» **Set exercise**
Leave out the images and repeat the listing below without a single change.

--

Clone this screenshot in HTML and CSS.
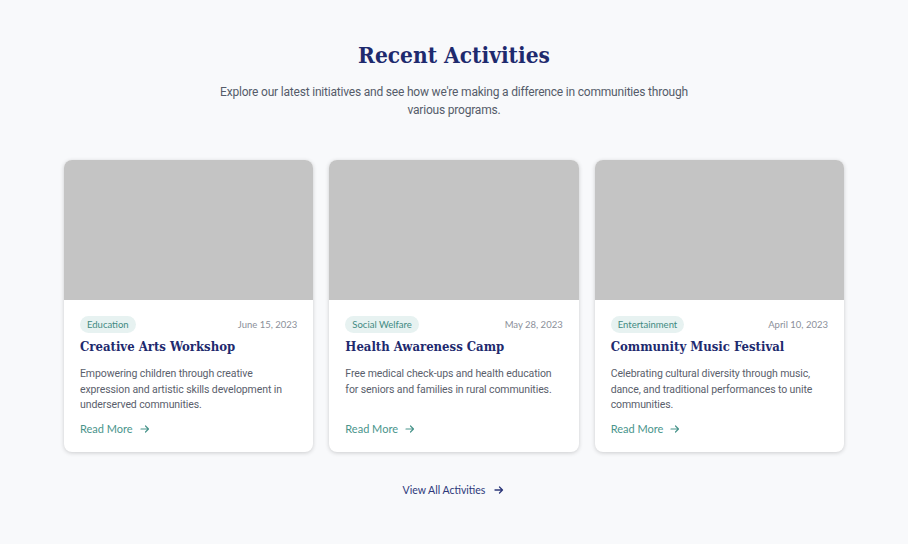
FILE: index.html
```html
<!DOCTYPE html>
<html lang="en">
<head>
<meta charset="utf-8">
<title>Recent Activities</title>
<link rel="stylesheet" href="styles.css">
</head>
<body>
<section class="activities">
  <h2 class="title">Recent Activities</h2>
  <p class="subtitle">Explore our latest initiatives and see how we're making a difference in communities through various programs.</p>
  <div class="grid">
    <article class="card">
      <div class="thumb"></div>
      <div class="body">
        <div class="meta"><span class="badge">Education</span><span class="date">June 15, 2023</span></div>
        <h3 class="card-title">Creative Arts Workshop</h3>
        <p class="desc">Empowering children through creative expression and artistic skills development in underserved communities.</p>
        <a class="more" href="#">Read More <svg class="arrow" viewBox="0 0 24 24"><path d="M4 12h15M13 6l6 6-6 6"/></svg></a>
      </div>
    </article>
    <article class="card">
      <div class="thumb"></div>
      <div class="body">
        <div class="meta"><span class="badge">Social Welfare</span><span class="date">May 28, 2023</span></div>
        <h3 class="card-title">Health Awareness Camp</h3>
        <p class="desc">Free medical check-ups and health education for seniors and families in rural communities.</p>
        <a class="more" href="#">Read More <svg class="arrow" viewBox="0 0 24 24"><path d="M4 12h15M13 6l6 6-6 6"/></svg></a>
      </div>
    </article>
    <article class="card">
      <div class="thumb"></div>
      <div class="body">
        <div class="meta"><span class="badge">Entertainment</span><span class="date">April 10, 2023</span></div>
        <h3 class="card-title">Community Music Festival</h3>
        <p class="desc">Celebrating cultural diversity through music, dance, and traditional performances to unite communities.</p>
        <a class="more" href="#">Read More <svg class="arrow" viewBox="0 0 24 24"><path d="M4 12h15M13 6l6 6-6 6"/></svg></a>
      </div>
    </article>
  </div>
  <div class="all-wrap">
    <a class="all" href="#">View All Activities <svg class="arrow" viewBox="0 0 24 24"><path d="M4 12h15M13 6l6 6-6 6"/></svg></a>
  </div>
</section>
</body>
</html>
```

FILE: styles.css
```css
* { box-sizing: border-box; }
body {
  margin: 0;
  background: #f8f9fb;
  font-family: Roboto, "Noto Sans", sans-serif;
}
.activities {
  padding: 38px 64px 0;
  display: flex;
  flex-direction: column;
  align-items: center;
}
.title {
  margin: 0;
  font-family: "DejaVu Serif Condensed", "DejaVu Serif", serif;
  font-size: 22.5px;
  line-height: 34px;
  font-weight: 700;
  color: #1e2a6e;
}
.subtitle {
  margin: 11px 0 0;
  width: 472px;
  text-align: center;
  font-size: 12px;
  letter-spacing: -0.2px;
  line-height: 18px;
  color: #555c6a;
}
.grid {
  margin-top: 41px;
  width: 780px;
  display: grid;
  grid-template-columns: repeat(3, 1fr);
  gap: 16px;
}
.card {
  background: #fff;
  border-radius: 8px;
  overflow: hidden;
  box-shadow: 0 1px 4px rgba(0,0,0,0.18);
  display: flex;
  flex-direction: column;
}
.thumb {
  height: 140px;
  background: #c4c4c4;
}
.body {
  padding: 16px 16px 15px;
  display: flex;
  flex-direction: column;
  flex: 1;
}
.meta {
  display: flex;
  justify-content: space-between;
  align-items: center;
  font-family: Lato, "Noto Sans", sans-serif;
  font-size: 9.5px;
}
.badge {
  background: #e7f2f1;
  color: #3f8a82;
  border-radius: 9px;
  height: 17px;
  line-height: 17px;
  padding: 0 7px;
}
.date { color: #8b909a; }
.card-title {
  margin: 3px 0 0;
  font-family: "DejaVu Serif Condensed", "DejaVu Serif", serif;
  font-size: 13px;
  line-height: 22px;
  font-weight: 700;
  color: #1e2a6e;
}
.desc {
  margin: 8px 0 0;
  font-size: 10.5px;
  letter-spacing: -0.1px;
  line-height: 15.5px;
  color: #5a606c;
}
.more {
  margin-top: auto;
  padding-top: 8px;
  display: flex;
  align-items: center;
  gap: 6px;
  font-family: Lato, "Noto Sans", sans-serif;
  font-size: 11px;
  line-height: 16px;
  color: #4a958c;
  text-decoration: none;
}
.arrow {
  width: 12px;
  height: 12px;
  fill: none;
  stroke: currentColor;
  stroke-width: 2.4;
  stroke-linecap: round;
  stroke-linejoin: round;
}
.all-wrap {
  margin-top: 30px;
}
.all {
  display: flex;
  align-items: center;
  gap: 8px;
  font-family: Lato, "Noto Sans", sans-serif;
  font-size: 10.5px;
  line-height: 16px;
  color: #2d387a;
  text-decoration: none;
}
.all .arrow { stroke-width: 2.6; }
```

--

» **Output**
Clone this screenshot in HTML and CSS.
FILE: index.html
```html
<!DOCTYPE html>
<html lang="en">
<head>
<meta charset="utf-8">
<title>Recent Activities</title>
<link rel="stylesheet" href="styles.css">
</head>
<body>
<section class="activities">
  <h2 class="title">Recent Activities</h2>
  <p class="subtitle">Explore our latest initiatives and see how we're making a difference in communities through various programs.</p>
  <div class="grid">
    <article class="card">
      <div class="thumb"></div>
      <div class="body">
        <div class="meta"><span class="badge">Education</span><span class="date">June 15, 2023</span></div>
        <h3 class="card-title">Creative Arts Workshop</h3>
        <p class="desc">Empowering children through creative expression and artistic skills development in underserved communities.</p>
        <a class="more" href="#">Read More <svg class="arrow" viewBox="0 0 24 24"><path d="M4 12h15M13 6l6 6-6 6"/></svg></a>
      </div>
    </article>
    <article class="card">
      <div class="thumb"></div>
      <div class="body">
        <div class="meta"><span class="badge">Social Welfare</span><span class="date">May 28, 2023</span></div>
        <h3 class="card-title">Health Awareness Camp</h3>
        <p class="desc">Free medical check-ups and health education for seniors and families in rural communities.</p>
        <a class="more" href="#">Read More <svg class="arrow" viewBox="0 0 24 24"><path d="M4 12h15M13 6l6 6-6 6"/></svg></a>
      </div>
    </article>
    <article class="card">
      <div class="thumb"></div>
      <div class="body">
        <div class="meta"><span class="badge">Entertainment</span><span class="date">April 10, 2023</span></div>
        <h3 class="card-title">Community Music Festival</h3>
        <p class="desc">Celebrating cultural diversity through music, dance, and traditional performances to unite communities.</p>
        <a class="more" href="#">Read More <svg class="arrow" viewBox="0 0 24 24"><path d="M4 12h15M13 6l6 6-6 6"/></svg></a>
      </div>
    </article>
  </div>
  <div class="all-wrap">
    <a class="all" href="#">View All Activities <svg class="arrow" viewBox="0 0 24 24"><path d="M4 12h15M13 6l6 6-6 6"/></svg></a>
  </div>
</section>
</body>
</html>
```

FILE: styles.css
```css
* { box-sizing: border-box; }
body {
  margin: 0;
  background: #f8f9fb;
  font-family: Roboto, "Noto Sans", sans-serif;
}
.activities {
  padding: 38px 64px 0;
  display: flex;
  flex-direction: column;
  align-items: center;
}
.title {
  margin: 0;
  font-family: "DejaVu Serif Condensed", "DejaVu Serif", serif;
  font-size: 22.5px;
  line-height: 34px;
  font-weight: 700;
  color: #1e2a6e;
}
.subtitle {
  margin: 11px 0 0;
  width: 472px;
  text-align: center;
  font-size: 12px;
  letter-spacing: -0.2px;
  line-height: 18px;
  color: #555c6a;
}
.grid {
  margin-top: 41px;
  width: 780px;
  display: grid;
  grid-template-columns: repeat(3, 1fr);
  gap: 16px;
}
.card {
  background: #fff;
  border-radius: 8px;
  overflow: hidden;
  box-shadow: 0 1px 4px rgba(0,0,0,0.18);
  display: flex;
  flex-direction: column;
}
.thumb {
  height: 140px;
  background: #c4c4c4;
}
.body {
  padding: 16px 16px 15px;
  display: flex;
  flex-direction: column;
  flex: 1;
}
.meta {
  display: flex;
  justify-content: space-between;
  align-items: center;
  font-family: Lato, "Noto Sans", sans-serif;
  font-size: 9.5px;
}
.badge {
  background: #e7f2f1;
  color: #3f8a82;
  border-radius: 9px;
  height: 17px;
  line-height: 17px;
  padding: 0 7px;
}
.date { color: #8b909a; }
.card-title {
  margin: 3px 0 0;
  font-family: "DejaVu Serif Condensed", "DejaVu Serif", serif;
  font-size: 13px;
  line-height: 22px;
  font-weight: 700;
  color: #1e2a6e;
}
.desc {
  margin: 8px 0 0;
  font-size: 10.5px;
  letter-spacing: -0.1px;
  line-height: 15.5px;
  color: #5a606c;
}
.more {
  margin-top: auto;
  padding-top: 8px;
  display: flex;
  align-items: center;
  gap: 6px;
  font-family: Lato, "Noto Sans", sans-serif;
  font-size: 11px;
  line-height: 16px;
  color: #4a958c;
  text-decoration: none;
}
.arrow {
  width: 12px;
  height: 12px;
  fill: none;
  stroke: currentColor;
  stroke-width: 2.4;
  stroke-linecap: round;
  stroke-linejoin: round;
}
.all-wrap {
  margin-top: 30px;
}
.all {
  display: flex;
  align-items: center;
  gap: 8px;
  font-family: Lato, "Noto Sans", sans-serif;
  font-size: 10.5px;
  line-height: 16px;
  color: #2d387a;
  text-decoration: none;
}
.all .arrow { stroke-width: 2.6; }
```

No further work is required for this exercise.